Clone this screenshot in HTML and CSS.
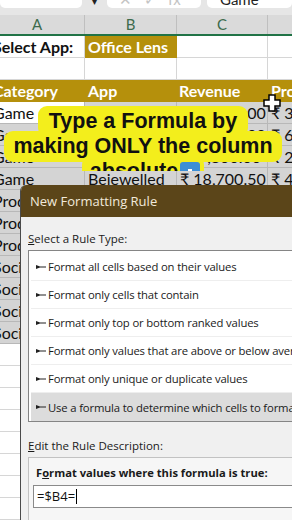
FILE: index.html
```html
<!DOCTYPE html>
<html lang="en">
<head>
    <meta charset="UTF-8">
    <meta name="viewport" content="width=device-width, initial-scale=1.0">
    <title>New Formatting Rule</title>
    <link rel="stylesheet" href="styles.css">
</head>
<body>
    <!-- formula bar strip -->
    <div class="toolbar">
        <div class="tb-box name-box"></div>
        <div class="tb-caret">▾</div>
        <div class="tb-box fx-box"><span class="tb-text faint">✕ &nbsp; ✓ &nbsp; fx</span></div>
        <div class="tb-box value-box"><span class="tb-text">Game</span></div>
    </div>

    <div class="col-heads">
        <div class="col-head">A</div>
        <div class="col-head">B</div>
        <div class="col-head">C</div>
        <div class="col-head"></div>
    </div>

    <div class="sheet">
        <div class="row">
            <div class="cell bold">Select App:</div>
            <div class="cell gold">Office Lens</div>
            <div class="cell"></div>
            <div class="cell"></div>
        </div>
        <div class="row">
            <div class="cell"></div><div class="cell"></div><div class="cell"></div><div class="cell"></div>
        </div>
        <div class="row gold-row">
            <div class="cell">Category</div>
            <div class="cell">App</div>
            <div class="cell">Revenue</div>
            <div class="cell">Profit</div>
        </div>
        <div class="row sel">
            <div class="cell active">Game</div>
            <div class="cell">Candy Crush</div>
            <div class="cell num">₹ 12,450.00</div>
            <div class="cell">₹ 3,100.00</div>
        </div>
        <div class="row sel">
            <div class="cell">Game</div>
            <div class="cell">Clash of Clans</div>
            <div class="cell num">₹ 22,300.00</div>
            <div class="cell">₹ 6,200.00</div>
        </div>
        <div class="row sel">
            <div class="cell">Game</div>
            <div class="cell">Subway Surfers</div>
            <div class="cell num">₹ 9,800.00</div>
            <div class="cell">₹ 2,450.00</div>
        </div>
        <div class="row sel">
            <div class="cell">Game</div>
            <div class="cell">Bejewelled</div>
            <div class="cell num">₹ 18,700.50</div>
            <div class="cell">₹ 4,900.00</div>
        </div>
        <div class="row sel">
            <div class="cell">Productivity</div>
            <div class="cell">Office Lens</div>
            <div class="cell num">₹ 15,200.00</div>
            <div class="cell">₹ 5,000.00</div>
        </div>
        <div class="row sel">
            <div class="cell">Productivity</div>
            <div class="cell">Evernote</div>
            <div class="cell num">₹ 11,300.00</div>
            <div class="cell">₹ 3,800.00</div>
        </div>
        <div class="row sel">
            <div class="cell">Productivity</div>
            <div class="cell">Trello</div>
            <div class="cell num">₹ 8,900.00</div>
            <div class="cell">₹ 2,100.00</div>
        </div>
        <div class="row sel">
            <div class="cell">Social</div>
            <div class="cell">WhatsApp</div>
            <div class="cell num">₹ 25,600.00</div>
            <div class="cell">₹ 7,400.00</div>
        </div>
        <div class="row sel">
            <div class="cell">Social</div>
            <div class="cell">Instagram</div>
            <div class="cell num">₹ 21,000.00</div>
            <div class="cell">₹ 6,300.00</div>
        </div>
        <div class="row sel">
            <div class="cell">Social</div>
            <div class="cell">Snapchat</div>
            <div class="cell num">₹ 13,750.00</div>
            <div class="cell">₹ 3,900.00</div>
        </div>
        <div class="row sel">
            <div class="cell">Social</div>
            <div class="cell">Twitter</div>
            <div class="cell num">₹ 10,400.00</div>
            <div class="cell">₹ 2,700.00</div>
        </div>
        <div class="row"><div class="cell"></div><div class="cell"></div><div class="cell"></div><div class="cell"></div></div>
        <div class="row"><div class="cell"></div><div class="cell"></div><div class="cell"></div><div class="cell"></div></div>
        <div class="row"><div class="cell"></div><div class="cell"></div><div class="cell"></div><div class="cell"></div></div>
        <div class="row"><div class="cell"></div><div class="cell"></div><div class="cell"></div><div class="cell"></div></div>
        <div class="row"><div class="cell"></div><div class="cell"></div><div class="cell"></div><div class="cell"></div></div>
        <div class="row"><div class="cell"></div><div class="cell"></div><div class="cell"></div><div class="cell"></div></div>
        <div class="row"><div class="cell"></div><div class="cell"></div><div class="cell"></div><div class="cell"></div></div>
        <div class="row"><div class="cell"></div><div class="cell"></div><div class="cell"></div><div class="cell"></div></div>
    </div>

    <!-- mouse cursor -->
    <svg class="cursor" width="18" height="18" viewBox="0 0 18 18">
        <path d="M6 1h6v5h5v6h-5v5H6v-5H1V6h5z" fill="#fff" stroke="#000" stroke-width="1.5"/>
    </svg>

    <!-- video caption -->
    <div class="caption">
        <div class="cap-line l1">Type a Formula by</div>
        <div class="cap-line l2">making ONLY the column</div>
        <div class="cap-line l3">absolute<span class="down-icon"><svg width="14" height="14" viewBox="0 0 14 14"><path d="M5 2h4v5h3l-5 5-5-5h3z" fill="#fff"/></svg></span></div>
    </div>

    <!-- dialog window -->
    <div class="dialog">
        <div class="dialog-title">New Formatting Rule</div>
        <div class="dialog-body">
            <div class="label"><u>S</u>elect a Rule Type:</div>
            <div class="rule-list">
                <div class="rule"><svg class="arr" width="10" height="6" viewBox="0 0 10 6"><path d="M0 1l4 1.5h6v1H4L0 5z" fill="#222"/></svg>Format all cells based on their values</div>
                <div class="rule"><svg class="arr" width="10" height="6" viewBox="0 0 10 6"><path d="M0 1l4 1.5h6v1H4L0 5z" fill="#222"/></svg>Format only cells that contain</div>
                <div class="rule"><svg class="arr" width="10" height="6" viewBox="0 0 10 6"><path d="M0 1l4 1.5h6v1H4L0 5z" fill="#222"/></svg>Format only top or bottom ranked values</div>
                <div class="rule"><svg class="arr" width="10" height="6" viewBox="0 0 10 6"><path d="M0 1l4 1.5h6v1H4L0 5z" fill="#222"/></svg>Format only values that are above or below average</div>
                <div class="rule"><svg class="arr" width="10" height="6" viewBox="0 0 10 6"><path d="M0 1l4 1.5h6v1H4L0 5z" fill="#222"/></svg>Format only unique or duplicate values</div>
                <div class="rule selected"><svg class="arr" width="10" height="6" viewBox="0 0 10 6"><path d="M0 1l4 1.5h6v1H4L0 5z" fill="#222"/></svg>Use a formula to determine which cells to format</div>
            </div>
            <div class="label desc-label"><u>E</u>dit the Rule Description:</div>
            <div class="desc-panel">
                <div class="desc-title">F<u>o</u>rmat values where this formula is true:</div>
                <div class="formula-input">=$B4=<span class="caret"></span></div>
            </div>
        </div>
    </div>
</body>
</html>
```

FILE: styles.css
```css
body {
    margin: 0;
    width: 292px;
    height: 520px;
    overflow: hidden;
    position: relative;
    background-color: #fff;
    font-family: 'Lato', sans-serif;
}

/* formula bar */
.toolbar {
    height: 15px;
    background-color: #e6e6e6;
    display: flex;
    align-items: flex-start;
}

.tb-box {
    height: 8px;
    background-color: #fff;
    border-radius: 0 0 5px 5px;
    overflow: hidden;
}

.name-box {
    width: 82px;
}

.tb-caret {
    width: 25px;
    text-align: center;
    font-size: 10px;
    line-height: 6px;
    margin-top: -2px;
    color: #222;
}

.fx-box {
    width: 94px;
    padding-left: 12px;
    box-sizing: border-box;
}

.value-box {
    flex: 1;
    margin-left: 6px;
    padding-left: 13px;
}

.tb-text {
    display: block;
    margin-top: -9px;
    font-size: 15px;
    line-height: 16px;
    color: #222;
    white-space: nowrap;
}

.tb-text.faint {
    color: #c4c4c4;
}

/* column headers */
.col-heads {
    display: grid;
    grid-template-columns: 95px 92px 91px 100px;
    margin-left: -10px;
    height: 19px;
    background-color: #dadada;
    border-bottom: 2px solid #217346;
}

.col-head {
    border-right: 1px solid #bfbfbf;
    text-align: center;
    font-size: 15px;
    line-height: 19px;
    color: #3d6b4c;
}

/* sheet */
.sheet {
    margin-left: -10px;
}

.row {
    display: grid;
    grid-template-columns: 95px 92px 91px 100px;
    height: 22px;
}

.cell {
    box-sizing: border-box;
    border-right: 1px solid #d6d6d6;
    border-bottom: 1px solid #d6d6d6;
    padding: 0 3px;
    font-size: 16px;
    line-height: 21px;
    color: #111;
    white-space: nowrap;
    overflow: hidden;
}

.cell.bold {
    font-weight: bold;
}

.cell.gold,
.gold-row .cell {
    background-color: #b5900c;
    color: #fff;
    font-weight: bold;
    border-color: #b5900c;
}

.gold-row .cell:nth-child(3) {
    padding-left: 2px;
}

.sel .cell {
    background-color: #d4d4d4;
    border-color: #b8b8b8;
}

.sel .cell.active {
    background-color: #fff;
}

.cell.num {
    text-align: right;
    padding-right: 6px;
}

/* cursor */
.cursor {
    position: absolute;
    left: 263px;
    top: 94px;
}

/* caption */
.caption {
    position: absolute;
    left: 0;
    top: 106px;
    width: 286px;
    height: 65px;
    overflow: hidden;
    text-align: center;
    font-family: 'Liberation Sans', Arial, sans-serif;
    font-weight: bold;
    font-size: 21.5px;
    line-height: 25px;
    color: #111;
}

.cap-line {
    position: relative;
    display: table;
    margin: -6px auto 0;
    padding: 3px 11px;
    background-color: #f3ee1c;
    border-radius: 9px;
    white-space: nowrap;
}

.cap-line.l1 {
    margin-top: 0;
    z-index: 3;
}

.cap-line.l2 {
    z-index: 2;
    padding: 3px 9px;
}

.cap-line.l3 {
    z-index: 1;
    padding: 3px 4px 3px 8px;
}

.down-icon {
    display: inline-block;
    width: 20px;
    height: 20px;
    margin-left: 2px;
    vertical-align: -3px;
    background-color: #3c8fd6;
    border-radius: 3px;
    text-align: center;
}

.down-icon svg {
    margin-top: 3px;
}

/* dialog */
.dialog {
    position: absolute;
    left: 20px;
    top: 185px;
    width: 300px;
    bottom: 0;
    background-color: #f0f0f0;
    border-left: 1px solid #4a4a4a;
    border-top-left-radius: 6px;
    overflow: hidden;
    font-family: 'Open Sans', sans-serif;
    color: #1a1a1a;
}

.dialog-title {
    height: 32px;
    line-height: 32px;
    padding-left: 9px;
    background-color: #5b4519;
    color: #f2eadb;
    font-size: 13px;
}

.dialog-body {
    padding-left: 7px;
}

.label {
    margin-top: 14px;
    font-size: 11.5px;
    line-height: 16px;
}

.rule-list {
    margin-top: 3px;
    border: 1px solid #858585;
    border-right: none;
    background-color: #fff;
    padding: 2px 0 0 2px;
}

.rule {
    display: flex;
    align-items: center;
    height: 28px;
    box-sizing: border-box;
    padding-left: 5px;
    border-bottom: 1px solid #eeeeee;
    font-size: 11.3px;
    letter-spacing: -0.15px;
    white-space: nowrap;
}

.rule .arr {
    margin-right: 2px;
    flex-shrink: 0;
}

.rule.selected {
    background-color: #dcdcdc;
    border-bottom: none;
}

.desc-label {
    margin-top: 16px;
}

.desc-panel {
    margin-top: 3px;
    height: 80px;
    border: 1px solid #c2c2c2;
    border-right: none;
    background-color: #f6f6f6;
    padding: 7px 0 0 4px;
}

.desc-title {
    font-size: 11.2px;
    font-weight: bold;
    line-height: 16px;
    padding-left: 3px;
    white-space: nowrap;
}

.formula-input {
    margin-top: 4px;
    height: 23px;
    box-sizing: border-box;
    border: 1px solid #8a8a8a;
    border-right: none;
    background-color: #fff;
    padding-left: 3px;
    font-size: 13px;
    line-height: 21px;
    color: #111;
}

.caret {
    display: inline-block;
    width: 1px;
    height: 15px;
    background-color: #000;
    vertical-align: -3px;
    margin-left: 1px;
}
```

────────────────────

Search the lines for the word "this" and report how many contain it, by number only.

__Solution__: 2